Individualism vs. Collectivism 

In Asians vs Westerners cultural differences, another core concept, i.e., individualism vs collectivism, is worth exploring. This cultural orientation plays a major role in how workplaces operate for international professionals. The better you understand this aspect of Asians vs Westerners cultural differences, the more you can thrive abroad! 

  • Western Perspective: Western culture leans more toward individualism. In US organizations, individual employees are free to have their will, preferences, and values. They can freely express their ideas and opinions and have full authority over their decisions. 

For instance, if an assistant marketer proposes a new campaign idea, that’s a positive sign of individualism. Their initiative is highly valued, and they’re encouraged to own their projects. This is exactly why individualism is an integral part of a successful job search in the US

  • Asian Perspective: Conversely, Asian cultures often prioritize collectivism over individualism. Their organizations are more likely driven by group consensus, and employees are expected to align their tasks with the collective organizational goals. 

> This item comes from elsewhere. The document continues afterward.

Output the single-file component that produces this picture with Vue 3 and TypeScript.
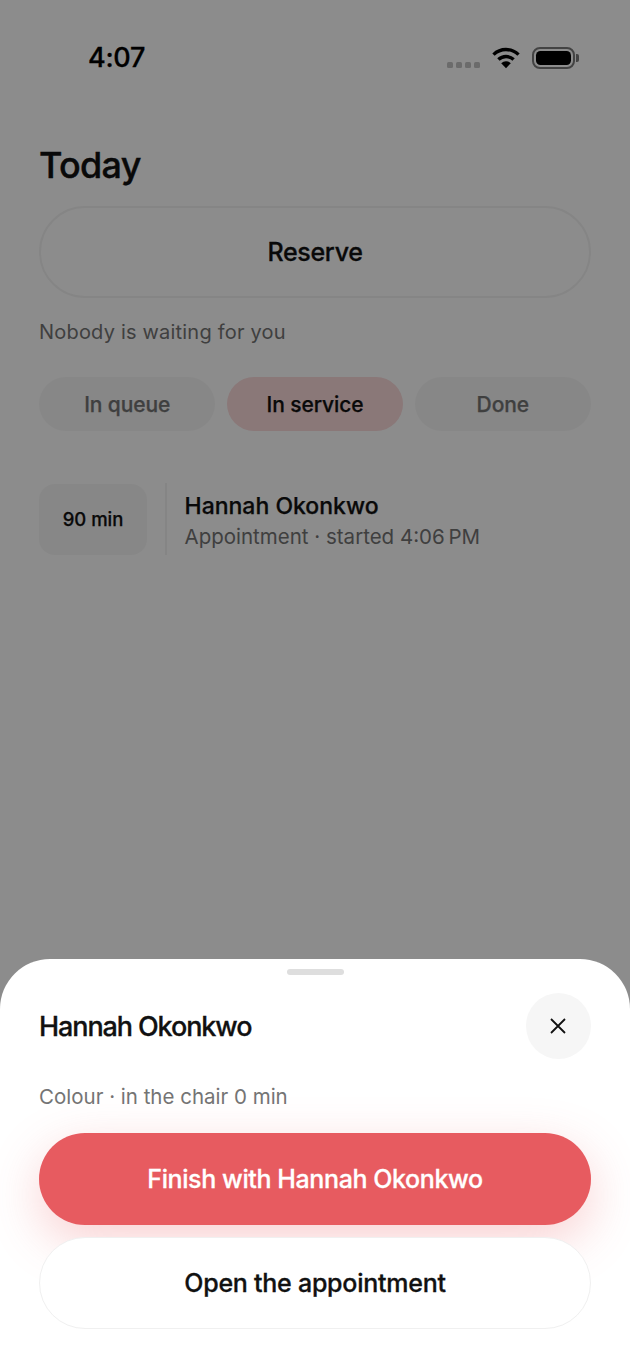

For instance, if a marketer comes up with a unique idea, it would be discussed and refined through group discussions. While this promotes teamwork, it hinders workers from taking individual initiative. 

Final Thoughts 

There you have it — the key Asians vs Westerners cultural differences in business settings. As an international professional, it’s important to understand and respect these differences and, of course, act accordingly. Ultimately, mutually adapting to these cultures will facilitate greater collaboration across boundaries!